The hybrid UI approach makes PCs more complex to use and understand, and that means only a subset of the existing Windows install base will be savvy enough to use them. So while I think long term the hybrid UI approach will be a minor success, it’ll be to a smaller market than Windows has already, and the tech media will overreact and murder Microsoft in 2013 for their hybrid UI.

We can restate this better using Steve Job’s analogy that tablets are cars and PCs are trucks. The market for hybrid car-trucks is far smaller than either cars or trucks individually. Why go after it? Back then I didn’t get it. Around the same time MG Siegler infamously called Microsoft Surface a turd. He finished his review by posting a picture of his Surface dumped in the trash. A true product dude hard at work.

Contrast to economist Paul Krugman. When Krugman posted about Ballmer’s resignation last week, he talked about how similar Microsoft’s PC dominance is to Apple’s phone dominance. Plus some mistaken thoughts about how to get YouTube videos on an iPad. Siegler trashed Krugman saying “In which Paul Krugman reveals he knows little about Apple, Microsoft, Android, YouTube, PCs, Macs, iOS, iTunes, file formats, digital copyright laws, and technology in general.” Siegler’s taunt is fun. But the larger point is Siegler and Krugman live in different worlds. Krugman’s views are mainstream for business types. While fanboy Siegler assumes great products always win.

Ben Thompson is brilliant because he spans both sides. His recent post If Steve Ballmer Ran Apple makes this clear. If Apple had gone downmarket with a cheap iPhone in 2009 or 2010 they would have locked the entire smartphone market the way Microsoft locked the PC market. Steve Jobs was still around then. But he didn’t do it because it required shipping crappy products. Ballmer would have done it. In fact any CEO who didn’t attempt a market lock should (arguably) be fired. The stock market hates Apple for not lusting after what it holds most dear, an exploitative monopoly. Instead Apple pursues the false god of innovation. Which investors don’t believe in.
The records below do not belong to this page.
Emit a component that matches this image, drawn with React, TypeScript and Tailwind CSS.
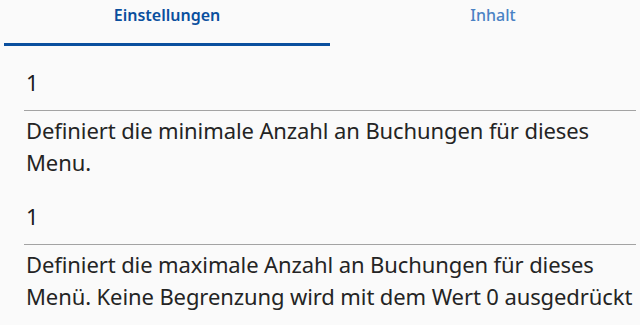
import React from "react";

const fields = [
  { value: "1", hint: "Definiert die minimale Anzahl an Buchungen für dieses Menu." },
  {
    value: "1",
    hint: "Definiert die maximale Anzahl an Buchungen für dieses Menü. Keine Begrenzung wird mit dem Wert 0 ausgedrückt",
  },
];

const App = () => {
  return (
    <div className="w-[640px] h-[325px] overflow-hidden bg-[#fafafa] font-['Noto_Sans',sans-serif]">
      <div className="flex h-[46px]">
        <div className="ml-[4px] w-[326px] flex flex-col">
          <div className="flex-1 flex items-start justify-center pt-[3px] text-[16px] font-semibold text-[#0a4f9e]">
            Einstellungen
          </div>
          <div className="h-[3px] bg-[#0a4f9e]" />
        </div>
        <div className="flex-1 flex items-start justify-center pt-[3px] pl-4 text-[16px] font-medium text-[#4a82c4]">
          Inhalt
        </div>
      </div>
      <div className="pl-[24px] pr-[4px]">
        {fields.map((f, i) => (
          <div key={i} className={i === 0 ? "pt-[21px]" : "pt-[23px]"}>
            <div className="h-[44px] border-b border-[#a3a3a3] pl-[2px] text-[22px] leading-[30px] text-[#1c1c1c]">
              {f.value}
            </div>
            <p className="pl-[2px] pt-[3px] text-[22px] leading-[32px] tracking-[-0.1px] text-[#242424]">
              {f.hint}
            </p>
          </div>
        ))}
      </div>
    </div>
  );
};

export default App;
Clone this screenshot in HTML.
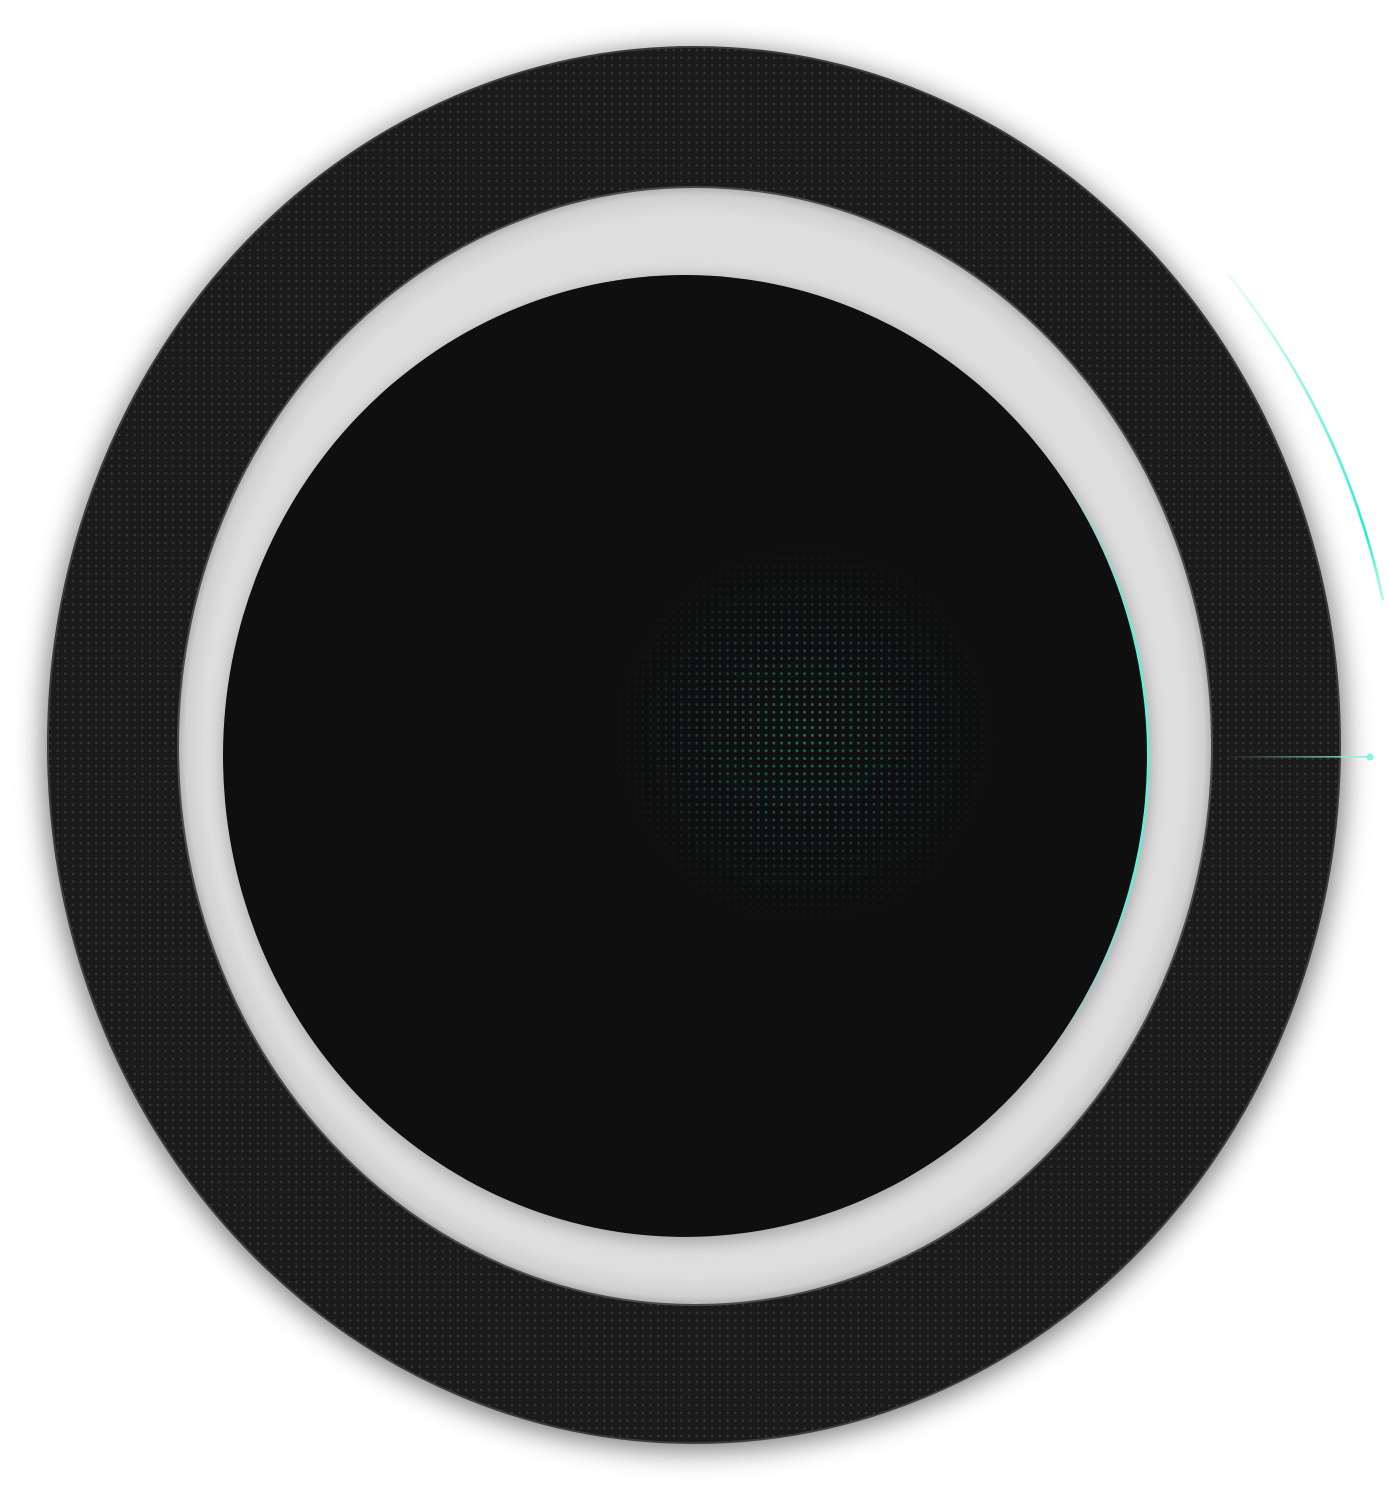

This is precisely Krugman’s point when he asks “So how do the prospects for Apple’s reign look compared with those of Microsoft?” Krugman answers “Apple’s lock isn’t nearly as secure”.

In fact I just checked and today Apple’s stock is trading at a P/E of 12, while Microsoft is higher with a P/E of 13. Given where their respective sales are headed, and the resignation of Microsoft’s CEO, that’s completely crazy. Until you recall that Microsoft is at least playing by the rules, and continues to have monopoly power in the PC market.

We could sum up this post in the diagram below:

inno-monop

Now of course all companies try to simultaneously innovate and capture monopolies. Sometimes they manage both. But in a crisis, companies tend to pick one side or the other. Apple left. Microsoft right.

Back to Windows 8. It’s finally clear to me why Microsoft built the hybrid interface, though in retrospect it’s obvious. Business types knew exactly what Ballmer meant when he said ““I think PCs are going to continue to shift in form factor.” It meant Microsoft was attempting to replicate their destruction of Netscape by leveraging their Windows monopoly. Instead of giving away a free browser, which made sense, they tried making everyone drive hybrid car-trucks. Which to a product person is bringing the crazy. But quite sensible to business types. Hence when Windows 8 and Surface came out, the tech press and stock market gave Microsoft a pass. The dogs didn’t bark. Except for a few product people who called Windows 8 a turd. Of course now with Ballmer leaving, the tech press has rewritten their past. Barking loudly about the turd they were silent about earlier. Microsoft still has options, but only painful ones.